- **AVAILABLE DATA**
»»

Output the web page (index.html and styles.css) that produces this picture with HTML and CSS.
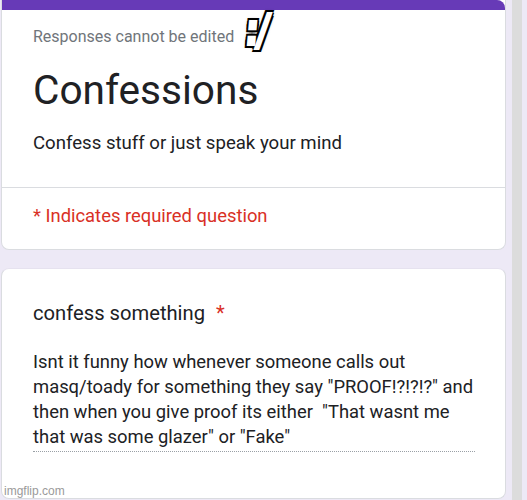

««
»»

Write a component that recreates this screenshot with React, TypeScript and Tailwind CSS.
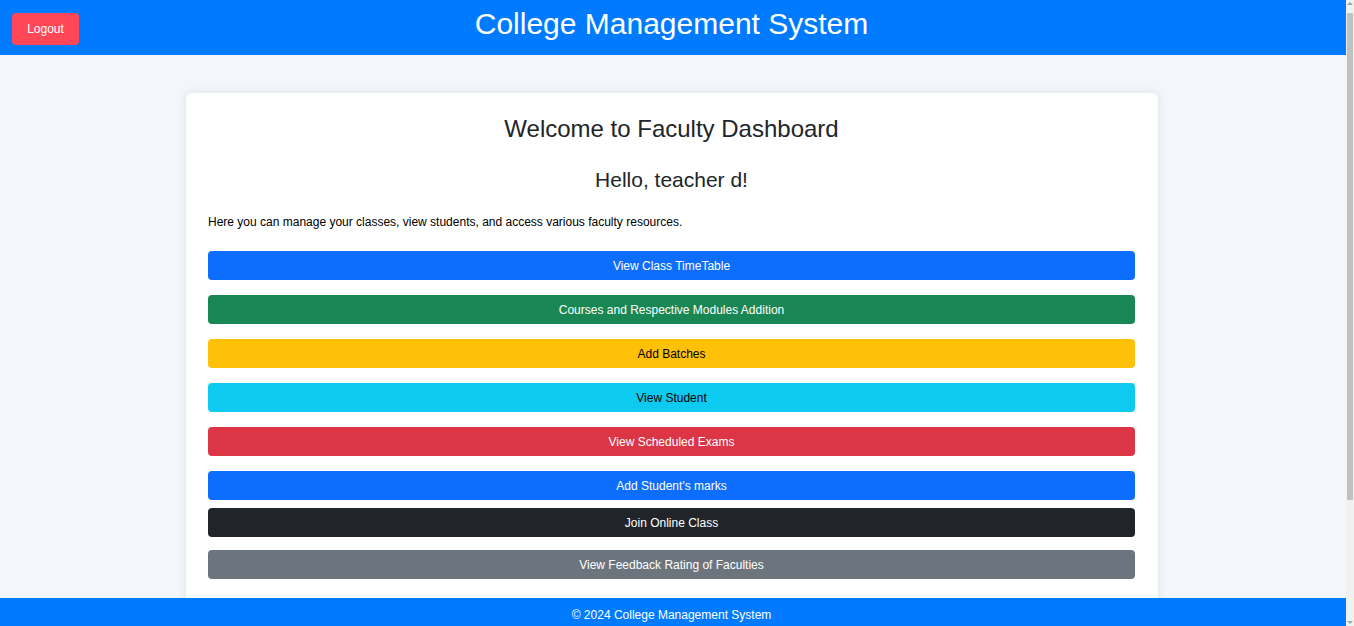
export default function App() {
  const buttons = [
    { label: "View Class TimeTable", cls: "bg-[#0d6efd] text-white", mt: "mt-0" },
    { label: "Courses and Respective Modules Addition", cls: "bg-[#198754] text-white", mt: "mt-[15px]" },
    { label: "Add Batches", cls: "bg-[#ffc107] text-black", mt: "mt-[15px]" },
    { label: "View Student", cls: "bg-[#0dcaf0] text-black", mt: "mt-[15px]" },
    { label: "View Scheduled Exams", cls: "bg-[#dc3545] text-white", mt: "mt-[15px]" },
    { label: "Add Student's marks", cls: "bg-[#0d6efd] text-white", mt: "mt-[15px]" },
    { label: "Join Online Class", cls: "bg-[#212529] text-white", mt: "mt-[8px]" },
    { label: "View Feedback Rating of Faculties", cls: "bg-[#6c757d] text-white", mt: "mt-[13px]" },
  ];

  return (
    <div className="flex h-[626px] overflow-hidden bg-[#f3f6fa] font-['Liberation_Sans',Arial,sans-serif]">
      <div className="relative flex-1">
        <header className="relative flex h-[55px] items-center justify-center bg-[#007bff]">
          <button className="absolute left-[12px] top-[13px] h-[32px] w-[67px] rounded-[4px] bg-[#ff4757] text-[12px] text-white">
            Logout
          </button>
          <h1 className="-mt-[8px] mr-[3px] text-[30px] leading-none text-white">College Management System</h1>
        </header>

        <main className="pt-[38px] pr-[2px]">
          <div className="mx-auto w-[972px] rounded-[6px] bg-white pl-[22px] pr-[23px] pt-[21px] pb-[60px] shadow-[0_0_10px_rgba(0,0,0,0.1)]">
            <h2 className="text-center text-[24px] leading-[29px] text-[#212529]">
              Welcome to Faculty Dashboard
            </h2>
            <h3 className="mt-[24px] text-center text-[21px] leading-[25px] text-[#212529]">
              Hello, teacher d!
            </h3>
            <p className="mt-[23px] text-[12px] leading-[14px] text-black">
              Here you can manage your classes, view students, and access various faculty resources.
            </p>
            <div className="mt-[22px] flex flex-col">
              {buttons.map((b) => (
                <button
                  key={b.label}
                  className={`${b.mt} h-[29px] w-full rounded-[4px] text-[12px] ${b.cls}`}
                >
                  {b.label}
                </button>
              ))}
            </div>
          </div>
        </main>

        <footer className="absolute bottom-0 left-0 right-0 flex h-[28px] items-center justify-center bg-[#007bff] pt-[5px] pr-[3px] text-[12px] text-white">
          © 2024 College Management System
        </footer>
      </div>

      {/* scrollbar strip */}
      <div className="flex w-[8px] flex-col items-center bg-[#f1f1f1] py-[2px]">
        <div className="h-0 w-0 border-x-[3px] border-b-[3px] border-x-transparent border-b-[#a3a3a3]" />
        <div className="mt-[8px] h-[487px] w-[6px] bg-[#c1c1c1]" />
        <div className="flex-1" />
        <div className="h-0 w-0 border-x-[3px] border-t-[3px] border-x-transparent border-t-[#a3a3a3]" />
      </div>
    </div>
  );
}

««

Check each line of the entries above, and show every one holding the word "with".

Output the web page (index.html and styles.css) that produces this picture with HTML and CSS.
Write a component that recreates this screenshot with React, TypeScript and Tailwind CSS.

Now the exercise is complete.